### PROBLEM TO SOLVE
Using the data beneath this instruction, retype only the lines from the one that contains "Write the Lit" down to the one that contains "2 L10 10 M10", both included, exactly as they appear.

** start GIVEN DATA **

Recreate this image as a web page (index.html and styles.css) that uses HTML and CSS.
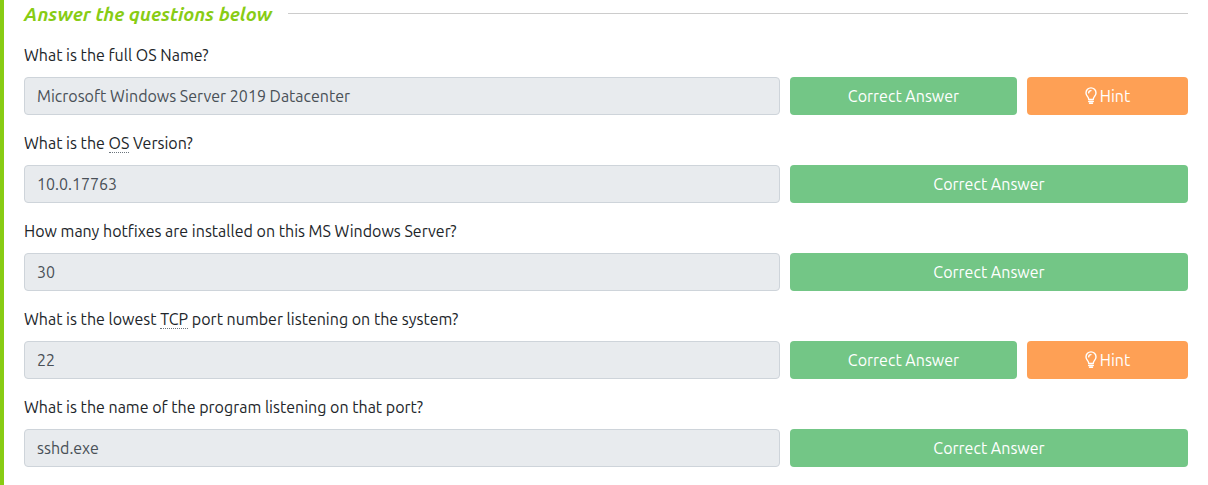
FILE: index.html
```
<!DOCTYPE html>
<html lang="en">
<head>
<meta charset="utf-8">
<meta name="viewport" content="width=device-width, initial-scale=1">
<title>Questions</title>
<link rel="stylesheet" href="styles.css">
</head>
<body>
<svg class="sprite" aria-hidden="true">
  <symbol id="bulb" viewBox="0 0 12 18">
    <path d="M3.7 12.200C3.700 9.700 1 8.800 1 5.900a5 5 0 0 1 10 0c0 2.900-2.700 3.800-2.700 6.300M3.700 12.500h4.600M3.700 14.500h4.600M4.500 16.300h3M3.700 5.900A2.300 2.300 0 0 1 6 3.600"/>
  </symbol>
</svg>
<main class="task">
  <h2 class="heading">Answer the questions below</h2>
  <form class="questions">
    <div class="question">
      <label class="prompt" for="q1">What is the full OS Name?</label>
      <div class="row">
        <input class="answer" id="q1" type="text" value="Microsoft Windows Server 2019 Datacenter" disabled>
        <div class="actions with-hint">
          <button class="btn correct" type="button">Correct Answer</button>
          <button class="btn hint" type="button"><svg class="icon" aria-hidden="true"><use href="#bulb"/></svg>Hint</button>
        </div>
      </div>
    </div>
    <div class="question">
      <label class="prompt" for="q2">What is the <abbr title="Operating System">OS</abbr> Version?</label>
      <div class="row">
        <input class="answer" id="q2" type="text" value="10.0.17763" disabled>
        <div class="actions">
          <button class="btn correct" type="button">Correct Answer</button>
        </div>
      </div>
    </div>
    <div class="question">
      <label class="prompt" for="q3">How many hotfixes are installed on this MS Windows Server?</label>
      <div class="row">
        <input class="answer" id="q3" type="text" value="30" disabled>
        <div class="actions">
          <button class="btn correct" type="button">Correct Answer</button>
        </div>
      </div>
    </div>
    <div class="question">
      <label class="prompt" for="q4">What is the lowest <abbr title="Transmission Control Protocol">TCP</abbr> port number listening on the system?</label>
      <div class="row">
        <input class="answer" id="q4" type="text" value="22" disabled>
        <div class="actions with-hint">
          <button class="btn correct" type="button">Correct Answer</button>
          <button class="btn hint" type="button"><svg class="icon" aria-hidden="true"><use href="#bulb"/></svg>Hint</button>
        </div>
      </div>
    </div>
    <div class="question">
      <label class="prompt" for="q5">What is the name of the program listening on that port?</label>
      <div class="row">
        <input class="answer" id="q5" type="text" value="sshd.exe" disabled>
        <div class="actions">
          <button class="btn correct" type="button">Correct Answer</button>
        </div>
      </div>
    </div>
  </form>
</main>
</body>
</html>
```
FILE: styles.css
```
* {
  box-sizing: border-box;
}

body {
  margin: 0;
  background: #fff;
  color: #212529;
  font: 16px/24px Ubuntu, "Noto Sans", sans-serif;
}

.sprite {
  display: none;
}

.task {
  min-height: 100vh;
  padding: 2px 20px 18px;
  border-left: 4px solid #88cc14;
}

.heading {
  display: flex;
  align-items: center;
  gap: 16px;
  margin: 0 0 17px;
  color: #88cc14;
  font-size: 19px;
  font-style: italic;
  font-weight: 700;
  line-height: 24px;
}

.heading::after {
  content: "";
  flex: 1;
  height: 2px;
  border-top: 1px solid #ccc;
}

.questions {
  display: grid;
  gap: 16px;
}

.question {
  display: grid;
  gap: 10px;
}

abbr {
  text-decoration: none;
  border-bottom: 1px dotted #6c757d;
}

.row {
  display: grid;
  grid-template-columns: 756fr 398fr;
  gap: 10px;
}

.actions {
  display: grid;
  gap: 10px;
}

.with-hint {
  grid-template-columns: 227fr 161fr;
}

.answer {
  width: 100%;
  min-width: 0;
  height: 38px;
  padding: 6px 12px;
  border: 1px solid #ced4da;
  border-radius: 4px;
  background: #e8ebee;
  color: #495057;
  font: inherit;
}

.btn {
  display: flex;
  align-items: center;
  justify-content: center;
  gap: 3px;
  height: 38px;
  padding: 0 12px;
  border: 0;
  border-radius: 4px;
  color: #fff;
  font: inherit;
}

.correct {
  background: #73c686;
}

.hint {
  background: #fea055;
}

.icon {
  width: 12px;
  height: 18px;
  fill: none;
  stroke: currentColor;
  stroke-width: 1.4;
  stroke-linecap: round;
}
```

** end GIVEN DATA **
** start GIVEN DATA **

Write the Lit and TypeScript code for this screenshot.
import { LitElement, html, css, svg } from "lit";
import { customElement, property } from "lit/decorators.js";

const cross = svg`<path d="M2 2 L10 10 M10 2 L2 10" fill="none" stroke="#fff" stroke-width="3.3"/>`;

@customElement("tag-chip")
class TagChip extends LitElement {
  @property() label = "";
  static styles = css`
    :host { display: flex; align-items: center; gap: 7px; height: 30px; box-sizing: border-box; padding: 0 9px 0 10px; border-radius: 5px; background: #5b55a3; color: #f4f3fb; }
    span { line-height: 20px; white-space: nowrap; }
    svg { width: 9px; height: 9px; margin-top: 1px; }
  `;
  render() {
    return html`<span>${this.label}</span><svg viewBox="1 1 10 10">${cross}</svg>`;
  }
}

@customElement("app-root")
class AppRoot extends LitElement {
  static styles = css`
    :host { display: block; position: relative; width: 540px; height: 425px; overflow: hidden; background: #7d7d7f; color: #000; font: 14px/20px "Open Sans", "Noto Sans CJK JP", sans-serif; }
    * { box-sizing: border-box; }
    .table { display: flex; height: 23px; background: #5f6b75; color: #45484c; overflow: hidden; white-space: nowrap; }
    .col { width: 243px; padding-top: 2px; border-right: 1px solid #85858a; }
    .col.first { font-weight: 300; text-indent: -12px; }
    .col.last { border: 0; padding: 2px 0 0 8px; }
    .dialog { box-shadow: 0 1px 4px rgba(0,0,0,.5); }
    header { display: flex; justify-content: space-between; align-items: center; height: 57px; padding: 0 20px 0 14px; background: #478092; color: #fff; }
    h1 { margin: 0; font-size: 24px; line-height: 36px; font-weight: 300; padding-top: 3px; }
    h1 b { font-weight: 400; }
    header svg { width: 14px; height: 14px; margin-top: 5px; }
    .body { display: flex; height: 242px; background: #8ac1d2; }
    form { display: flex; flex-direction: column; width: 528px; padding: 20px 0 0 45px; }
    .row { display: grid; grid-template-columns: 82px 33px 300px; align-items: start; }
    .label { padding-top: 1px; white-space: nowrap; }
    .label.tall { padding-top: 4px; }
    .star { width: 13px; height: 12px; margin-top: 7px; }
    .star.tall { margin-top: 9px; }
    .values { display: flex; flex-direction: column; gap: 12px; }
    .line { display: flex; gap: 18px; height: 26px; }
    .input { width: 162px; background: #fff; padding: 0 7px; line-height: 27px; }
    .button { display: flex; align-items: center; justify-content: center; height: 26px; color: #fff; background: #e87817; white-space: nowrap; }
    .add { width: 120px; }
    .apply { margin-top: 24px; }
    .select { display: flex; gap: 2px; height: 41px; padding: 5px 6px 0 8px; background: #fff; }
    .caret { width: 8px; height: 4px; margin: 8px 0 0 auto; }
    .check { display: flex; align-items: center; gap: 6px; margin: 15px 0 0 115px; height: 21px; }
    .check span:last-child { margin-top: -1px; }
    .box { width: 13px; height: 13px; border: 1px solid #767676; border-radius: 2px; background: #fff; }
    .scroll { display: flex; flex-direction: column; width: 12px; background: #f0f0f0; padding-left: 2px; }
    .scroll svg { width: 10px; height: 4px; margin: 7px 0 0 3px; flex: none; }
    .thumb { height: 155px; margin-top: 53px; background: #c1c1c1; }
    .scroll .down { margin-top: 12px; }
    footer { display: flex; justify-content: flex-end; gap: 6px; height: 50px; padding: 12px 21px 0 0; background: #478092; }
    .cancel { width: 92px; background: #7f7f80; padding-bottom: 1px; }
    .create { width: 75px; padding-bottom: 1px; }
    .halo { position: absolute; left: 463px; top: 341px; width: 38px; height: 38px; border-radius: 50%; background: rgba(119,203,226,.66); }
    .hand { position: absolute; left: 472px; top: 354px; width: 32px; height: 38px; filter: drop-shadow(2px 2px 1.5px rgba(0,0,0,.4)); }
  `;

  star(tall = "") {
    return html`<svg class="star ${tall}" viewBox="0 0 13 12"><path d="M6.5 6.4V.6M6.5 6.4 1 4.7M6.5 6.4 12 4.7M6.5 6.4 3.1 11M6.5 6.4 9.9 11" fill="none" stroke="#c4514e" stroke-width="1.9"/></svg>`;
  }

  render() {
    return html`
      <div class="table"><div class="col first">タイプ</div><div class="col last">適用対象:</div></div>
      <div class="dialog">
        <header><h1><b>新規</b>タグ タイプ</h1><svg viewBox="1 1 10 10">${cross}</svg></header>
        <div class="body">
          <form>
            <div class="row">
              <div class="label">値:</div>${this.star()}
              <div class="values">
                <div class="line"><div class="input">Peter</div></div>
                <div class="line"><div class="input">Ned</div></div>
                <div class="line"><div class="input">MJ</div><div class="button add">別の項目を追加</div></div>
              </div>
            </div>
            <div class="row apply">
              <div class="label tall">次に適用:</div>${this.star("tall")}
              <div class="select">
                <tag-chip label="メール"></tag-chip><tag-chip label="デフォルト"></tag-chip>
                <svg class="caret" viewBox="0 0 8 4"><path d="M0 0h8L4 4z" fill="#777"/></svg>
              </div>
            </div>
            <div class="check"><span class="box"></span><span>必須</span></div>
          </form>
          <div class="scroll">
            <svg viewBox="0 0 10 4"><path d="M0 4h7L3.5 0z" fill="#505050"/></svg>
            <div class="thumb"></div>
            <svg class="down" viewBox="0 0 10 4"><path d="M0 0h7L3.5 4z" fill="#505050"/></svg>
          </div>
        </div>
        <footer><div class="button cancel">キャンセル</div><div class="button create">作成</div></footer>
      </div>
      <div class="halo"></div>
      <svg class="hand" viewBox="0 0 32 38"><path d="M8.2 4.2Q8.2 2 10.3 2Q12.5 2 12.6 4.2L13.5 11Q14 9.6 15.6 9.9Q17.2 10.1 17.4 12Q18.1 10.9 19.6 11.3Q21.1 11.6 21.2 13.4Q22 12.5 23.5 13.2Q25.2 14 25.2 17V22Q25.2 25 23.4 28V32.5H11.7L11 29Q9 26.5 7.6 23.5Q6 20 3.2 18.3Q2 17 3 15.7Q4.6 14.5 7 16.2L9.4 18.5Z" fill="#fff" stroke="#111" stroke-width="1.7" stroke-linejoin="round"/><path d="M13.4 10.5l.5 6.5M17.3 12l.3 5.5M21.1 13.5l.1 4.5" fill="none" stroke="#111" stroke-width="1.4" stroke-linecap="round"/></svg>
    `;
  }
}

** end GIVEN DATA **
** start GIVEN DATA **

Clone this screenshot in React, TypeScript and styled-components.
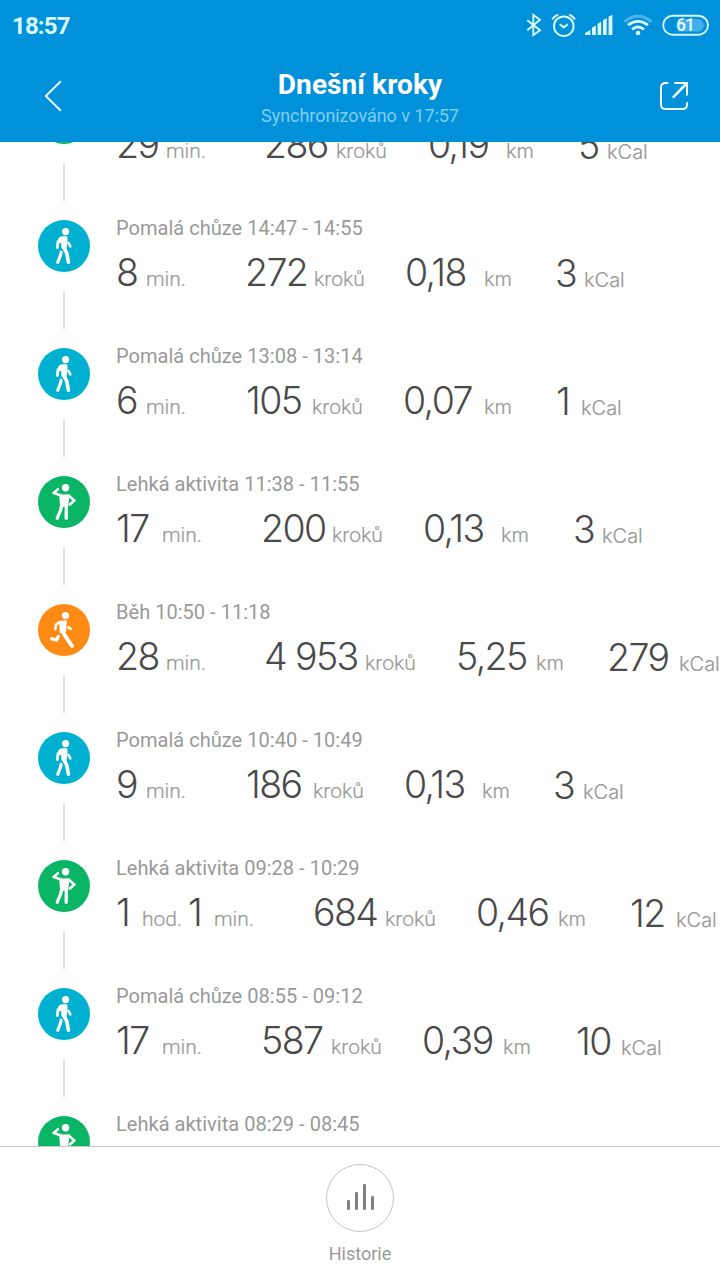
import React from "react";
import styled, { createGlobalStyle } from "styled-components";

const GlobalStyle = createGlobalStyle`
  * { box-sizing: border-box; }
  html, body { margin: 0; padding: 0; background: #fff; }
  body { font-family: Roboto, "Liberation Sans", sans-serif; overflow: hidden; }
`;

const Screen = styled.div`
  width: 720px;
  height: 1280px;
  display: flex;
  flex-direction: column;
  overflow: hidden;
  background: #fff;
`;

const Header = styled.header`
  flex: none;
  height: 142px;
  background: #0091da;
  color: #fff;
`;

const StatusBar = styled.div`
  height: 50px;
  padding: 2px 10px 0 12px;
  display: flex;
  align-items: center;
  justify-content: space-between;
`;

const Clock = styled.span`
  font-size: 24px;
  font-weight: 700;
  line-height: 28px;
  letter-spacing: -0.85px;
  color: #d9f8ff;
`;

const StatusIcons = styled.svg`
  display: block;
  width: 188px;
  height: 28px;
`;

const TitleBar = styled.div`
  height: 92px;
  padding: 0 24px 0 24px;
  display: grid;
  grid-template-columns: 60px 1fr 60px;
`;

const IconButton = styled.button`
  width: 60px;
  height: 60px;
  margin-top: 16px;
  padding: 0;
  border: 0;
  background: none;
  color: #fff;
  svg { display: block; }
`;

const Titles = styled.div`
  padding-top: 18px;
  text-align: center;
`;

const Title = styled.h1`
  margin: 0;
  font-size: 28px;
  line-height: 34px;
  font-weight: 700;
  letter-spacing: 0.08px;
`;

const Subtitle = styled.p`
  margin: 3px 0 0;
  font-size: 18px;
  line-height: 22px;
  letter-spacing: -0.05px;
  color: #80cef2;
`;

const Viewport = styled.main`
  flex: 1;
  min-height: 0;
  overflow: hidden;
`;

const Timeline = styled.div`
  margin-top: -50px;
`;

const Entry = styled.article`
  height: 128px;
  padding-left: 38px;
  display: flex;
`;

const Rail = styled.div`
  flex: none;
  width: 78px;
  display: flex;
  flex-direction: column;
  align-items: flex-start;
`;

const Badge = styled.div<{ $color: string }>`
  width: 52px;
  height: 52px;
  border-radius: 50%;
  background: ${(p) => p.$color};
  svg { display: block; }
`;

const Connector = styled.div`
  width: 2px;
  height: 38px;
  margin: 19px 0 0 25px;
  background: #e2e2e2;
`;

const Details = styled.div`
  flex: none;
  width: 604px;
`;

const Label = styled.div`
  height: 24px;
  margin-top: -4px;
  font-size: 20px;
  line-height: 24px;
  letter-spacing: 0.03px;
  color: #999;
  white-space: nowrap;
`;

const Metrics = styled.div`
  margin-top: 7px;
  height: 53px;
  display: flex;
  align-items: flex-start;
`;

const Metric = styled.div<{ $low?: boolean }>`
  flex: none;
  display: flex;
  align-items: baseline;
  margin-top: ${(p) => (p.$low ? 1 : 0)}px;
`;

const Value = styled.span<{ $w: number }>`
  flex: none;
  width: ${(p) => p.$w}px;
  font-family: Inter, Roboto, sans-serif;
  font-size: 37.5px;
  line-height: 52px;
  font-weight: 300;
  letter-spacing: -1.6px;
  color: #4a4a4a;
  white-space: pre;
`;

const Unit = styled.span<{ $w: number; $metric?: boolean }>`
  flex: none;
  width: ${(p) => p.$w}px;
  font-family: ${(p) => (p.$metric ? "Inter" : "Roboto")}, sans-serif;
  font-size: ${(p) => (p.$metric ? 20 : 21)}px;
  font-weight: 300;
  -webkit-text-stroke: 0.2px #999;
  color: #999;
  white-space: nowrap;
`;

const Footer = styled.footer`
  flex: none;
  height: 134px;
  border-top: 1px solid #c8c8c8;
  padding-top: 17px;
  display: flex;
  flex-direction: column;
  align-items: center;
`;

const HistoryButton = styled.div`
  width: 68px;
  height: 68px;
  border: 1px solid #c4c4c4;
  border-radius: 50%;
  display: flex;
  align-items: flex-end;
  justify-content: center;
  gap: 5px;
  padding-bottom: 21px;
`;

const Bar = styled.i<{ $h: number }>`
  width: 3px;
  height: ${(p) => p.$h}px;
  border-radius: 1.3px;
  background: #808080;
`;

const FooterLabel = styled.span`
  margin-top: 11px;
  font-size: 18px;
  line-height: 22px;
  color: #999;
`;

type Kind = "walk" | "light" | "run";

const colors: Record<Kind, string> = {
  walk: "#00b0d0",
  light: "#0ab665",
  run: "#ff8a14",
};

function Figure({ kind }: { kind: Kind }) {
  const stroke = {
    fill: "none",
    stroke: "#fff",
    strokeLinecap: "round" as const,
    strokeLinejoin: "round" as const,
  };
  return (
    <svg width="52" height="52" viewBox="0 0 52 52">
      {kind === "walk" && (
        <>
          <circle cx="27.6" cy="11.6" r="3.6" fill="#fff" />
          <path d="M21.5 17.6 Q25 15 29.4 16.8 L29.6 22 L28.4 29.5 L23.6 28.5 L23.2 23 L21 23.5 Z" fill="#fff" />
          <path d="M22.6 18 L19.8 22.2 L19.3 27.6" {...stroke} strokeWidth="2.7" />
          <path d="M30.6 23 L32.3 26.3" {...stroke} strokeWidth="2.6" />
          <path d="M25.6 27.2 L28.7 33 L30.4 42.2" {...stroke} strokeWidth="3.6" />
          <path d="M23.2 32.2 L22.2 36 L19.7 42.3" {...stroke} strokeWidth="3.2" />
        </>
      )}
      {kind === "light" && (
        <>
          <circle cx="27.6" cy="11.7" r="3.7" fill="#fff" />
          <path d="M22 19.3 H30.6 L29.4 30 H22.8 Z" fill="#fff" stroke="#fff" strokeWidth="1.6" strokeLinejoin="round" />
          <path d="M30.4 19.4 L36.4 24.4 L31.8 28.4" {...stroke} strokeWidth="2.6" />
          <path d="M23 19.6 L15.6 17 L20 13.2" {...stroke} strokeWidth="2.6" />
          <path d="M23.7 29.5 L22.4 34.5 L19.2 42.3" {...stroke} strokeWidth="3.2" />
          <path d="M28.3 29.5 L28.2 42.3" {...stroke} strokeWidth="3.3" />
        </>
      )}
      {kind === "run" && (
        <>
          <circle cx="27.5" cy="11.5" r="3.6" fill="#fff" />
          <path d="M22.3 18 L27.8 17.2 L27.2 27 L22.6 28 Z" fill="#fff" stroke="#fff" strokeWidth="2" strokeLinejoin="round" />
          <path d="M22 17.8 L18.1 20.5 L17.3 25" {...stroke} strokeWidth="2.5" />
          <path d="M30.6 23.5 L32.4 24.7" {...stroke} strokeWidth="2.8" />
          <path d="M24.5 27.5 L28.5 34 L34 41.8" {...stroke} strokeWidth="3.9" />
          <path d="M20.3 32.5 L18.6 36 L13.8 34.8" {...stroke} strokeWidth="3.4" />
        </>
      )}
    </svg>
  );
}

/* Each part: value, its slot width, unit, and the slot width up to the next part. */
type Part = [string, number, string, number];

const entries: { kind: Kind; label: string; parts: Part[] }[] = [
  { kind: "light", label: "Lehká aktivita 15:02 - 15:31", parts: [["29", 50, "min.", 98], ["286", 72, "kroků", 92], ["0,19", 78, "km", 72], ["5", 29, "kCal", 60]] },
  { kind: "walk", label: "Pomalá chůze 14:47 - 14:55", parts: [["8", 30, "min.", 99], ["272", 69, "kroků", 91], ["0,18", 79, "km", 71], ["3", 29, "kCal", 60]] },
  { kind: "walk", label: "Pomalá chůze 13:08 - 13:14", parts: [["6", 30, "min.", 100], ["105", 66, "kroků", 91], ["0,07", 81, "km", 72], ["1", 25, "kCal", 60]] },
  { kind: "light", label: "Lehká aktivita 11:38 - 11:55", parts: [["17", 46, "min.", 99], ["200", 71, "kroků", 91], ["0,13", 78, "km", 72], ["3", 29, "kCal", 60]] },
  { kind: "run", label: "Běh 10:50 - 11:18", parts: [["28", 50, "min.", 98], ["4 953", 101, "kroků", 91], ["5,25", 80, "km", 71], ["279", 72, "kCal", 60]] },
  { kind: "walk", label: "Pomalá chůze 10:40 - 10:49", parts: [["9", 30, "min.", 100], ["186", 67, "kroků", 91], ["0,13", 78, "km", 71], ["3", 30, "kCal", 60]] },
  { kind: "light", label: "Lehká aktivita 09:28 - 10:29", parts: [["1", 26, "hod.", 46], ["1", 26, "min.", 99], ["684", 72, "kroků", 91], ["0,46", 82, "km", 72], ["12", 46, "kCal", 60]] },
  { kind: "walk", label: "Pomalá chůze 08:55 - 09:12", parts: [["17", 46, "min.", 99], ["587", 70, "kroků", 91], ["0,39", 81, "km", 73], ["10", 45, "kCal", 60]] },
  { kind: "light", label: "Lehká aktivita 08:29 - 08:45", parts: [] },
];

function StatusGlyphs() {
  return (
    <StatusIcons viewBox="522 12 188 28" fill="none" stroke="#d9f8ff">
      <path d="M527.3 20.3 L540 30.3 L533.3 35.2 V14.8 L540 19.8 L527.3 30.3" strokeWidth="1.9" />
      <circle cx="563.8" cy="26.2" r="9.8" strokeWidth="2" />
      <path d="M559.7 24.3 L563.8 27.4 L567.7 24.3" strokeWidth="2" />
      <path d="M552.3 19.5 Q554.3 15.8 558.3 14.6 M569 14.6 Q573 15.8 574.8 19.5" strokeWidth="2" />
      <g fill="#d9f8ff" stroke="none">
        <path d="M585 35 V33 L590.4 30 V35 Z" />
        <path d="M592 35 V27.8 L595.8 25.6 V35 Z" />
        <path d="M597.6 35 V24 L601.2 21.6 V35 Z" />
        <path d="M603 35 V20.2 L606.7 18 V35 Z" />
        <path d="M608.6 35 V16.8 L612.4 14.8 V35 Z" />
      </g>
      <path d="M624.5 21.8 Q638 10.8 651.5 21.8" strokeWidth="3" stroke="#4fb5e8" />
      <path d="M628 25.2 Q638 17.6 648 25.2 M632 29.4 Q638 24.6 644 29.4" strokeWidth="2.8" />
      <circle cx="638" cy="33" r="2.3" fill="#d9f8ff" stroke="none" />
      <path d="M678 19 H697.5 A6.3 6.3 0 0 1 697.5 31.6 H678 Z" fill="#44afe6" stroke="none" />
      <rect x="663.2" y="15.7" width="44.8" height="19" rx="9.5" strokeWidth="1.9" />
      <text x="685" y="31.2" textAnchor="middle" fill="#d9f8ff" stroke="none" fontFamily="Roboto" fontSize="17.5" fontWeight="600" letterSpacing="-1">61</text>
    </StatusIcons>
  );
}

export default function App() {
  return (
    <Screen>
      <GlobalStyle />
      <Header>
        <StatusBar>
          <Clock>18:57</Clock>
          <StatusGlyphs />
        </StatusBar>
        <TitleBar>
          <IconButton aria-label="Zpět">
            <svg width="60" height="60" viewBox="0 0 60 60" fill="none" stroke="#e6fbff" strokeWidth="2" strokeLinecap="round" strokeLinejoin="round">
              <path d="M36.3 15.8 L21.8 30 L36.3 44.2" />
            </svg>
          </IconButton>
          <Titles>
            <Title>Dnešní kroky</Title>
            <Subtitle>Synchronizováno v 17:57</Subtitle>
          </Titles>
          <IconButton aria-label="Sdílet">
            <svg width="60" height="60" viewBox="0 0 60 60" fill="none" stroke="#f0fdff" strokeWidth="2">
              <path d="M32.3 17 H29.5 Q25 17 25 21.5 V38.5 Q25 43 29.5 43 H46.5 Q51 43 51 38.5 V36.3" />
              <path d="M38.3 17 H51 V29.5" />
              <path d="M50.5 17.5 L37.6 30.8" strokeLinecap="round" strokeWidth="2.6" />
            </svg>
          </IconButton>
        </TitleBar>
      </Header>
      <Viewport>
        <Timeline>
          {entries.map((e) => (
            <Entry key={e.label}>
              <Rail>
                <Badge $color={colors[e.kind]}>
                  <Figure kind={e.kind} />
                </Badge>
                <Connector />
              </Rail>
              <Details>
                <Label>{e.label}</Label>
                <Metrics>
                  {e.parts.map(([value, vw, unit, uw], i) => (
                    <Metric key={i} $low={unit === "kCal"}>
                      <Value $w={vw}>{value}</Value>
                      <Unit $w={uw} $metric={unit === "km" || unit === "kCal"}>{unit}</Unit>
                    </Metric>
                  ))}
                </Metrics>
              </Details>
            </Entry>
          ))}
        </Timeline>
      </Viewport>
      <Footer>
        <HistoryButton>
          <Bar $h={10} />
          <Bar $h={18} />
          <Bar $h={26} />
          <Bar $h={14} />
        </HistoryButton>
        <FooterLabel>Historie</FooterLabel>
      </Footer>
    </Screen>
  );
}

** end GIVEN DATA **

### COMPLETE OUTPUT
Write the Lit and TypeScript code for this screenshot.
import { LitElement, html, css, svg } from "lit";
import { customElement, property } from "lit/decorators.js";

const cross = svg`<path d="M2 2 L10 10 M10 2 L2 10" fill="none" stroke="#fff" stroke-width="3.3"/>`;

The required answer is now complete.